Now, had the movie painted it in that light, there would be no problem.  Had anyone, especially Bella herself, pointed out that there is an severe issue with Jacob's behaviour, then I would consider it to be a perfectly fine plot device.

The issue here is that that, specifically, and all of the men's skeevy behaviour is constantly promoted through the characters of the film as being True Love.  Yes, it is romantic for a man to force you to admit you love him.  It is romantic for a man to tell you where to go and what to do and who you're allowed to talk to.  It is romantic for them to be convinced that you are utterly incapable of defending yourself, and for them to always be correct in that assumption.
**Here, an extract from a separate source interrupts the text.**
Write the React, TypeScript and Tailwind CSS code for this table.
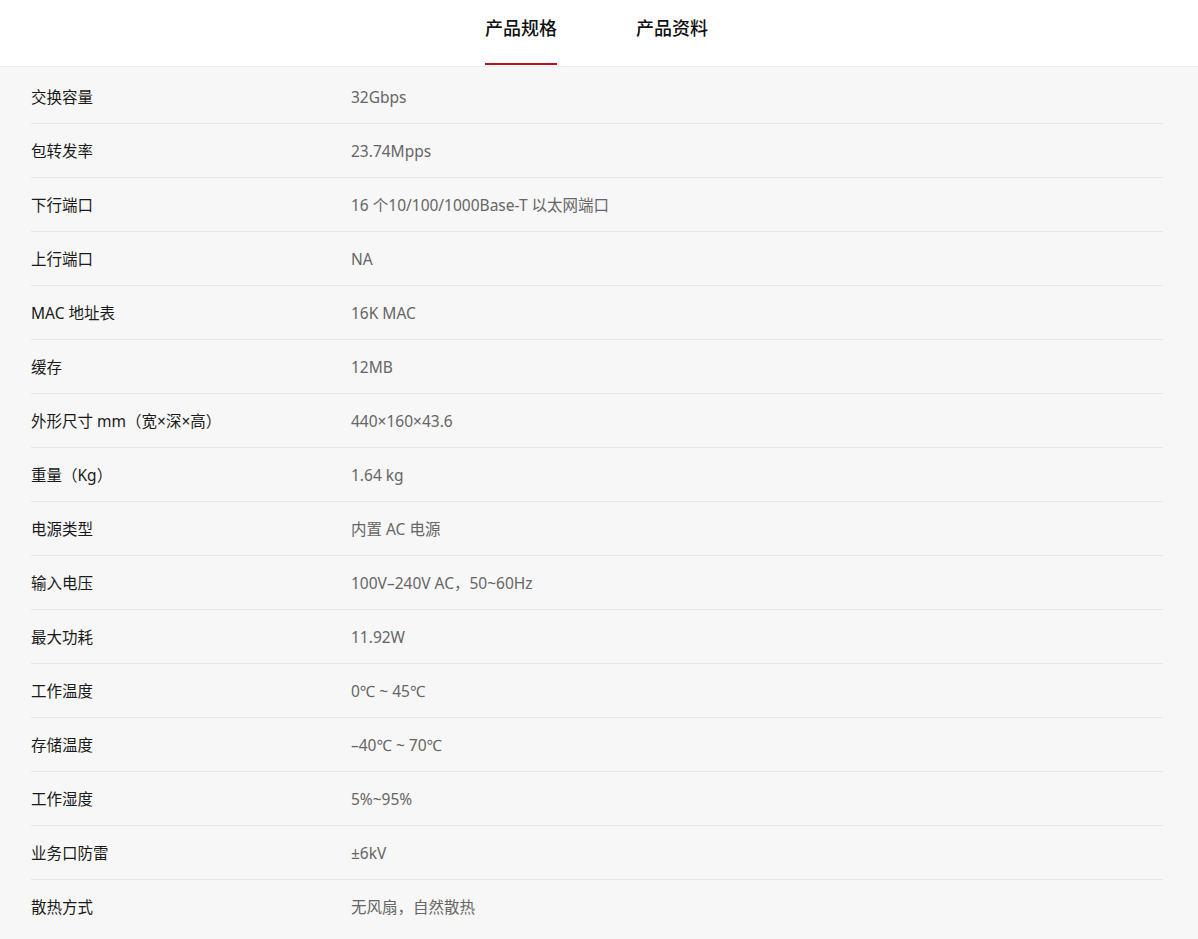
import React from "react";

const rows: [string, string][] = [
  ["交换容量", "32Gbps"],
  ["包转发率", "23.74Mpps"],
  ["下行端口", "16 个10/100/1000Base-T 以太网端口"],
  ["上行端口", "NA"],
  ["MAC 地址表", "16K MAC"],
  ["缓存", "12MB"],
  ["外形尺寸 mm（宽×深×高）", "440×160×43.6"],
  ["重量（Kg）", "1.64 kg"],
  ["电源类型", "内置 AC 电源"],
  ["输入电压", "100V–240V AC，50~60Hz"],
  ["最大功耗", "11.92W"],
  ["工作温度", "0℃ ~ 45℃"],
  ["存储温度", "–40℃ ~ 70℃"],
  ["工作湿度", "5%~95%"],
  ["业务口防雷", "±6kV"],
  ["散热方式", "无风扇，自然散热"],
];

export default function App() {
  return (
    <div
      className="min-h-[939px] w-full bg-[#f7f7f7]"
      style={{ fontFamily: '"Noto Sans", "Noto Sans CJK SC", sans-serif' }}
    >
      <div className="flex h-[67px] justify-center gap-[79px] border-b border-[#ebebeb] bg-white pr-[5px]">
        <div className="relative flex h-full items-center pb-[10px] text-[18px] font-medium text-[#111]">
          产品规格
          <div className="absolute bottom-[1px] left-0 right-0 h-[2px] bg-[#b5121b]" />
        </div>
        <div className="flex h-full items-center pb-[10px] text-[18px] font-medium text-[#111]">
          产品资料
        </div>
      </div>
      <div className="pl-[31px] pr-[35px] pt-[3px]">
        {rows.map(([k, v], i) => (
          <div
            key={i}
            className={
              "flex h-[54px] items-center pt-[2px] " +
              (i < rows.length - 1 ? "border-b border-[#e6e6e6]" : "")
            }
          >
            <div className="w-[320px] shrink-0 text-[15.5px] text-[#1a1a1a]">{k}</div>
            <div className="text-[15.5px] text-[#666]">{v}</div>
          </div>
        ))}
      </div>
    </div>
  );
}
There are a load of other horrible messages shown through out the movie (every woman wants children or she is not a real a woman, marriage is the only outlet for true love, it's perfectly acceptable and in no way cold to dump your lover on the spot because true love has come along, etcetera...) but this is by far the worst, to me.

It made me sick, standing there in the theater tonight, as I listened to impressionable youth herald all of this as being good, and right, and what wonderful men these characters are.  As I watched their mothers confirm these impressions, telling their daughters that they should find men like this to take care of them.  What happened to the women's rights movement?  What happened to feminine power?  Why is it that women can no longer stand up for themselves without being utter bitches or ice queens; why does Love now equate with a master-servant relationship?

Is it that I'm getting older, and thus cranky at the "new ideals" of youth, or is that that older ways are seeping back into the mainstream... or perhaps the world just isn't as culturally advanced as I think, and this is a grand example of two steps forward, one step back.